The judge found that the Respondent violated Section 8(a)(5) by refusing to provide the audit information and ordered the Respondent to provide it. The judge, however, stated that the Respondent could litigate its privilege contentions in compliance. In their respective exceptions, the Respondent and the Unions contend, among other things, that the judge erred in deferring to compliance litigation of the privilege contentions. The Respondent contends that the audit information falls within the privileges and the Unions contend that it does not.
We find that the Respondent timely raised its privilege contentions and that the parties had an adequate opportunity to litigate issues relating to those contentions. We discern no reason why these issues are better suited to resolution at the compliance stage. Accordingly, the judge erred in deferring to compliance litigation and resolution of the Respondent’s privilege contentions.
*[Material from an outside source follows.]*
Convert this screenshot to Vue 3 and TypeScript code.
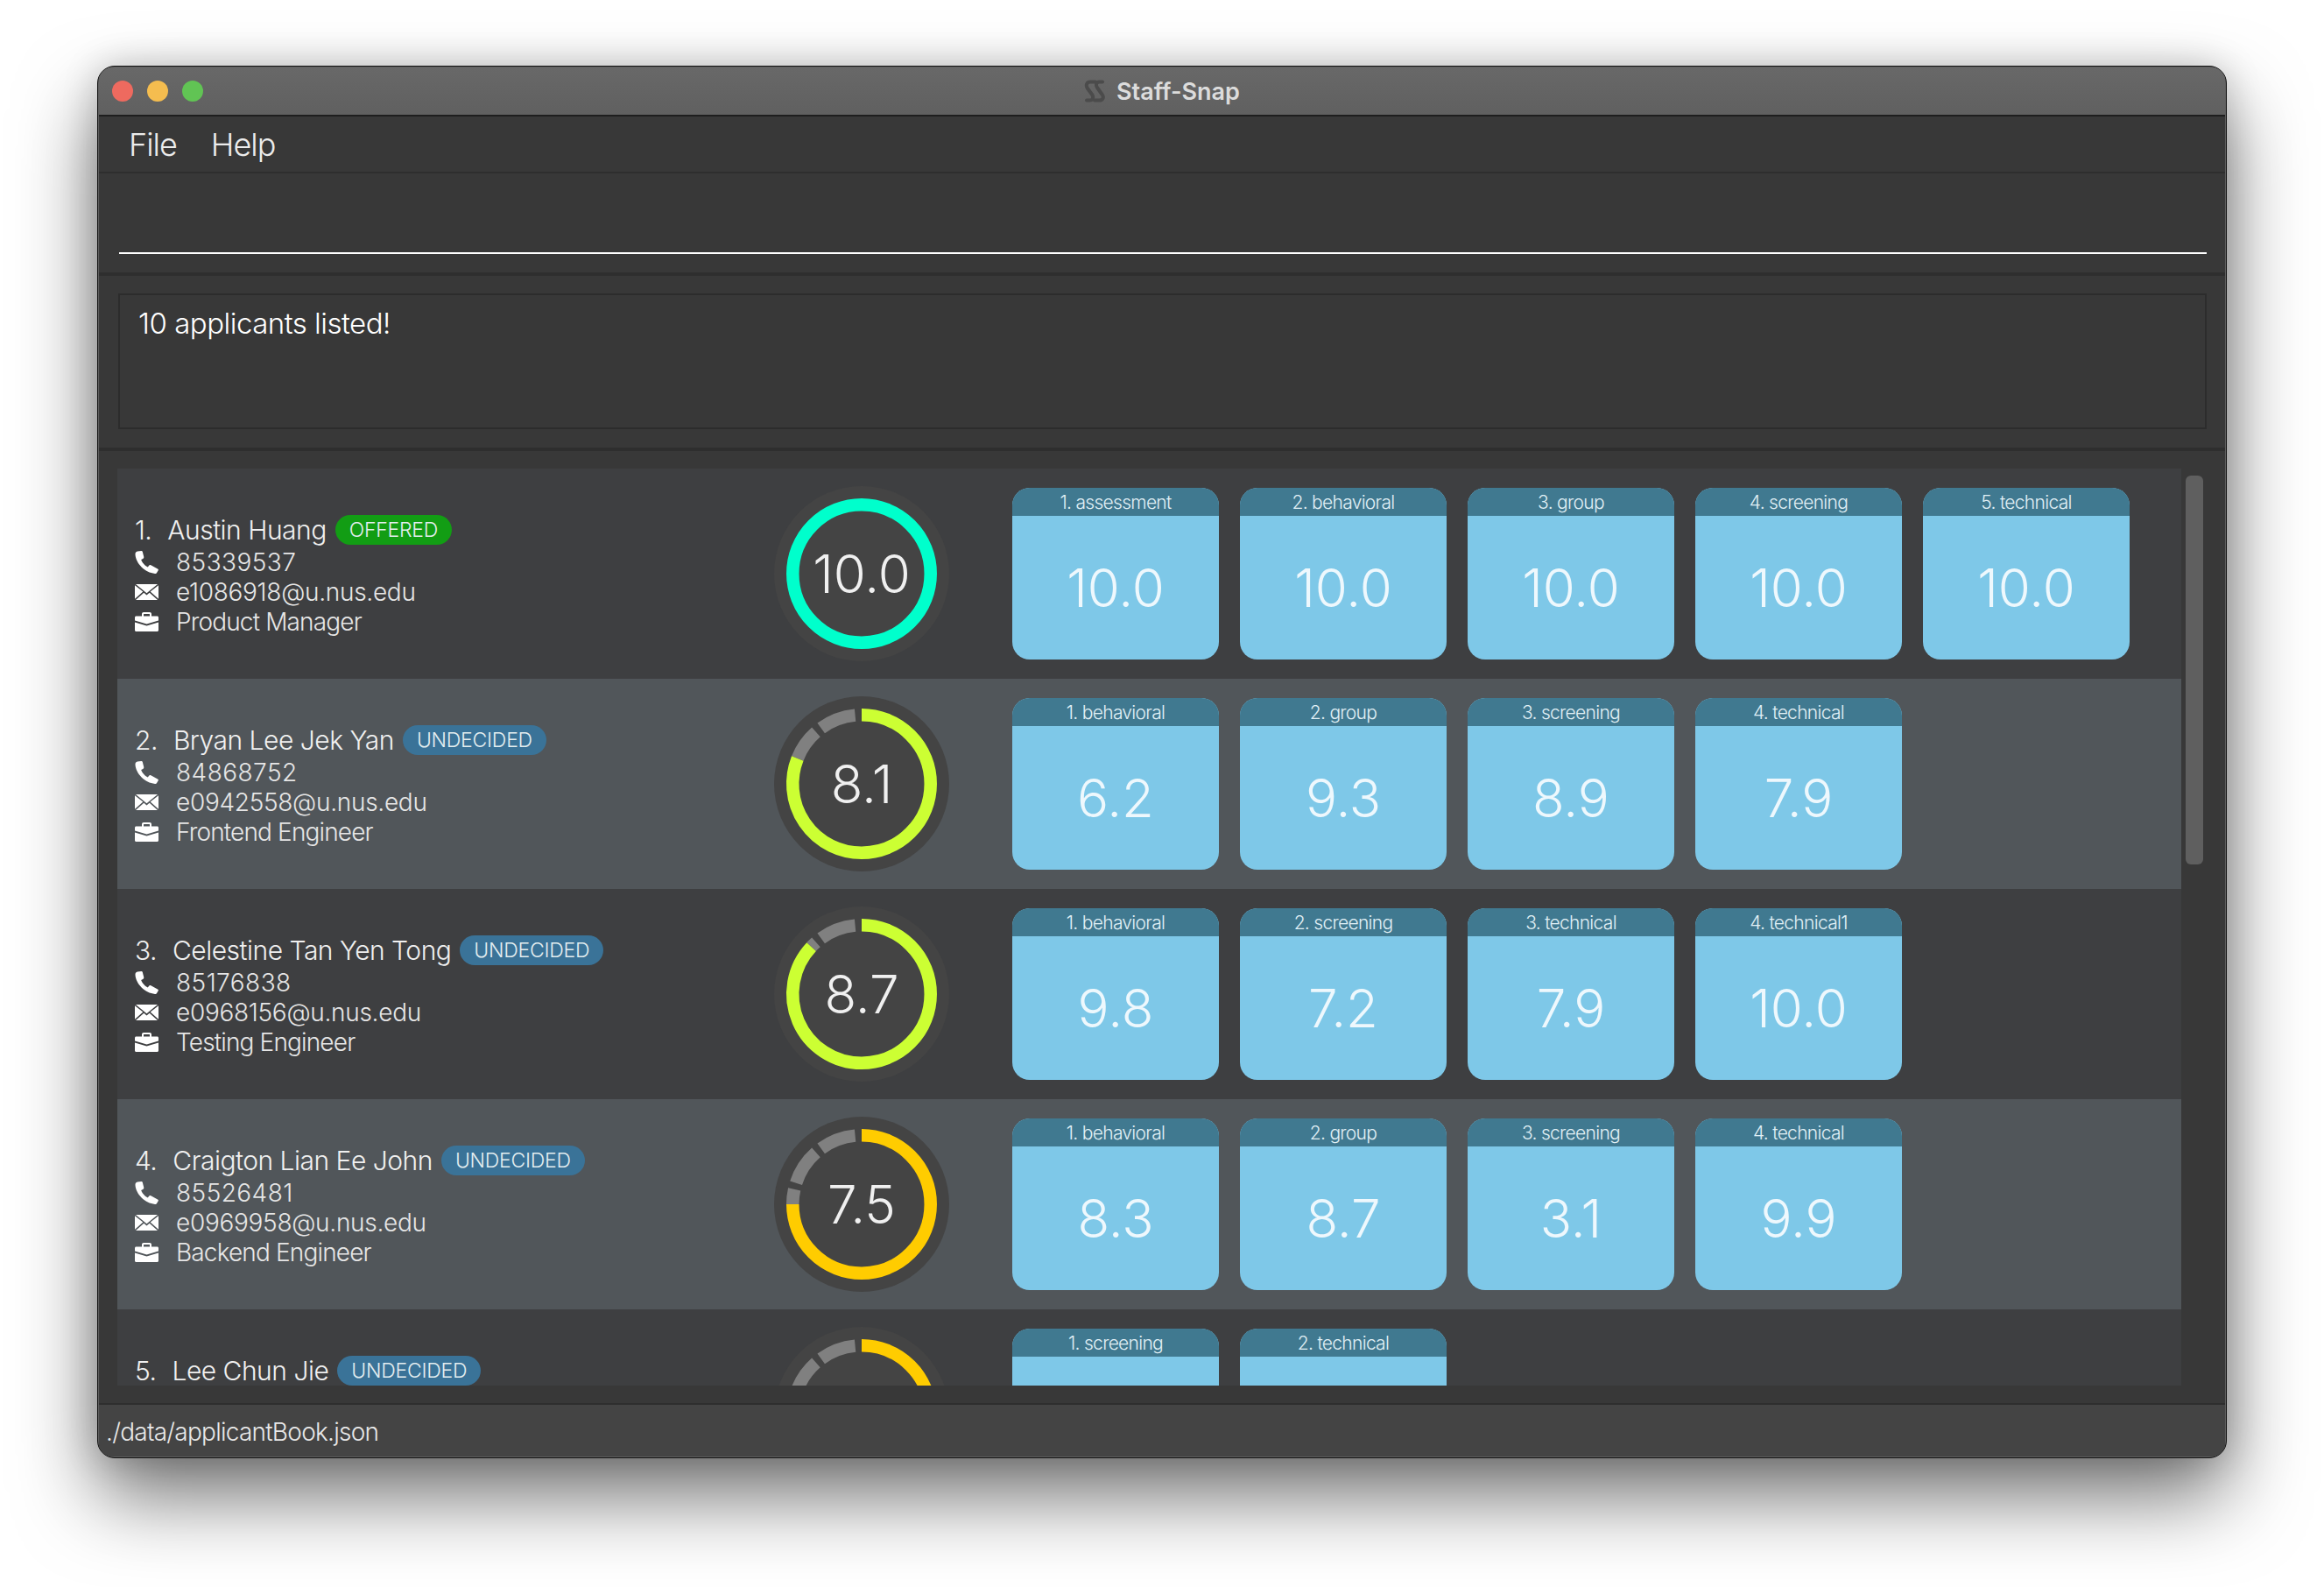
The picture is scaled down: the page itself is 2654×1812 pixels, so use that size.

The attorney work-product privilege applies to documents
prepared by a party or his representative in anticipation of litigation. See Central
Telephone Co. of
The General Counsel and the Unions contend that the Respondent waived the attorney work-product privilege. In support, they cite a document titled “Limited Waiver of Attorney-Client Privilege and Protections of Attorney Work Product Doctrine” that the Respondent executed in a federal criminal proceeding. However, as the judge noted, the Limited Waiver document, by its terms, applies only to “material requested or inquired into by the [U.S. Attorney],” and there is no evidence that the audit information was requested or inquired into by the U.S. Attorney. Accordingly, the record does not demonstrate that the Respondent waived the attorney work-product privilege regarding the audit information.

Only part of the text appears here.